Coach lansuje pierwszy, totalnie nowy zapach od wielu lat. Seria klasyczna (zapoczątkowana przez Coach EdP) była dość udanym doświadczeniem w kategorii różanej.
Coach Dreams to jednak nieco inna historia. W tej wodzie nie znajdziemy ani róży, ani żadnych cięższych, a’la szyprowych czy skórzanych nut. To bardzo, bardzo klasyczny zapach oparty na akordzie owocowo-kwiatowym znanym dobrze z wielu perfum, nie tylko półki wyższej.
Całości nie da się zapamiętać. Każdy element został tutaj skrojony idealnie pod dyktando księgowości. Nie znajdziemy tu zatem żadnego puzzla, który miałby w sobie „to coś”. Dewizą w tym wypadku mogłyby być słowa: „bezpieczeństwo ponad wszelką miarę”. Natomiast mimo bardzo wtórnego, chemicznego i taniego charakteru, Coach Dreams nie razi totalną taniością, mimo że najbliżej mu do takich pozycji jak Versace Yellow Diamond czy Dolce&Gabbana Dolce, Very Estee, jakieś limitowanki Kenzo L’Eau par Kenzo…

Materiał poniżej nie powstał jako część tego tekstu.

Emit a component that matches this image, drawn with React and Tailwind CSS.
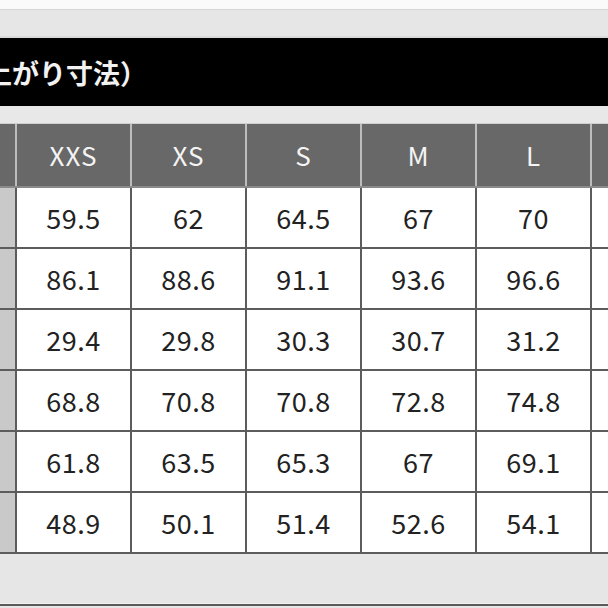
import React from "react";

const sizes = ["XXS", "XS", "S", "M", "L"];
const rows = [
  ["59.5", "62", "64.5", "67", "70"],
  ["86.1", "88.6", "91.1", "93.6", "96.6"],
  ["29.4", "29.8", "30.3", "30.7", "31.2"],
  ["68.8", "70.8", "70.8", "72.8", "74.8"],
  ["61.8", "63.5", "65.3", "67", "69.1"],
  ["48.9", "50.1", "51.4", "52.6", "54.1"],
];

const font = { fontFamily: '"Noto Sans CJK JP", "Noto Sans", sans-serif' };

export default function App() {
  return (
    <div className="w-[608px] h-[608px] overflow-hidden bg-[#e6e6e6] flex flex-col" style={font}>
      <div className="h-[10px] shrink-0 bg-[#fafafa] border-b border-[#d6d6d6]" />
      <div className="h-[28px] shrink-0 bg-[#e6e6e6] border-b-2 border-[#dadada]" />
      <div className="h-[68px] shrink-0 bg-black flex items-center overflow-hidden">
        <span className="ml-[-42px] text-[27px] font-bold text-[#f2f2f2] leading-none whitespace-nowrap">
          仕上がり寸法）
        </span>
      </div>
      <div className="h-[18px] shrink-0 bg-[#e8e8e8] border-b border-[#d0d0d0]" />
      {/* header */}
      <div className="h-[62px] shrink-0 flex gap-[2px] bg-[#bdbdbd]">
        <div className="w-[15px] bg-[#686868]" />
        {sizes.map((s) => (
          <div key={s} className="w-[113px] bg-[#686868] flex items-center justify-center text-[26px] tracking-[1px] text-[#f4f4f4] leading-none">
            {s}
          </div>
        ))}
        <div className="flex-1 bg-[#686868]" />
      </div>
      <div className="h-[2px] shrink-0 bg-[#8a8a8a]" />
      {/* body */}
      <div className="shrink-0 flex flex-col gap-[2px] bg-[#5c5c5c] border-b-2 border-[#5c5c5c]">
        {rows.map((r, i) => (
          <div key={i} className="h-[59px] flex gap-[2px]">
            <div className="w-[15px] bg-[#c9c9c9]" />
            {r.map((v, j) => (
              <div key={j} className="w-[113px] bg-white flex items-center justify-center text-[27px] tracking-[0.5px] text-[#222222] leading-none">
                {v}
              </div>
            ))}
            <div className="flex-1 bg-white" />
          </div>
        ))}
      </div>
      <div className="h-[50px] shrink-0 bg-[#e6e6e6] border-b border-[#f2f2f2]" />
      <div className="h-[2px] shrink-0 bg-[#5a5a5a]" />
      <div className="flex-1 bg-[#e6e6e6]" />
    </div>
  );
}
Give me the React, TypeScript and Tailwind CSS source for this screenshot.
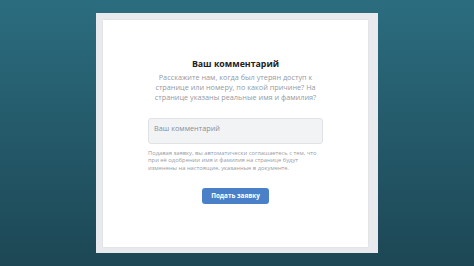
export default function App() {
  return (
    <div
      className="flex h-[266px] w-[474px] items-center justify-center bg-gradient-to-b from-[#2b6d7f] to-[#1d4755]"
      style={{ fontFamily: '"Open Sans", "Noto Sans", sans-serif' }}
    >
      <div className="h-[240px] w-[282px] bg-[#e9eaee] pb-[6px] pl-[7px] pr-[10px] pt-[7px]">
        <div className="flex h-full w-full flex-col items-center bg-white pt-[38px] shadow-[0_0_2px_rgba(0,0,0,0.08)]">
          <h1 className="text-[8.8px] font-bold leading-[12px] text-[#222]">Ваш комментарий</h1>
          <p className="mt-[2px] text-center text-[7.3px] leading-[10px] text-[#959aa3]">
            Расскажите нам, когда был утерян доступ к<br />
            странице или номеру, по какой причине? На<br />
            странице указаны реальные имя и фамилия?
          </p>
          <textarea
            placeholder="Ваш комментарий"
            className="mt-[16px] h-[26px] w-[175px] resize-none rounded-[3px] border border-[#e0e2e6] bg-[#f2f3f5] px-[5px] pt-[4px] text-[7.3px] leading-[10px] text-[#555] placeholder:text-[#8a8f97] outline-none"
          />
          <p className="mt-[6px] w-[175px] text-[5.8px] leading-[7.3px] text-[#979ca4]">
            Подавая заявку, вы автоматически соглашаетесь с тем, что<br />
            при её одобрении имя и фамилия на странице будут<br />
            изменены на настоящие, указанные в документе.
          </p>
          <button className="mt-[16px] h-[16px] w-[67px] rounded-[3px] bg-[#4a80c8] text-[6.4px] font-bold leading-[16px] text-white">
            Подать заявку
          </button>
        </div>
      </div>
    </div>
  );
}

Chodzi o to, że w kompozycji nie poczujemy żadnej pojedynczej nuty, a bardziej przyjdą nam na myśl ogólne akordy, np. „owocowy” i „kwiatowy” – w zasadzie tylko te dwa. Dominuje zresztą wyraźnie ten drugi. Podejrzewam, że w ciemno wiele osób powiedziałoby, że mamy tam jaśmin, kwiat pomarańczy, ylang ylang, piwonię… Wszystko po trochu, czyli w zasadzie nic.
Nie można powiedzieć, że Coach Dreams gra jakoś szczególnie na skórze. Nawet nie ma zaznaczonej cytrusowej głowy, ani tragicznie zakurzonej bazy. To perfumy, które tak sobie spoczywają w objęciach rozcieńczonej akordu kwiatowo-owocowego. Śmiem twierdzić, że w ślepej próbie nikt by nie powiedział, że to produkt luksusowy. Pachnie w zasadzie jak średnia/niska półka.
Opinia końcowa o perfumach Coach Dreams
W tej kategorii znajdziemy wiele ciekawszych kompozycji. Akurat tę propozycję od Coach uważam za całkowicie zbędną.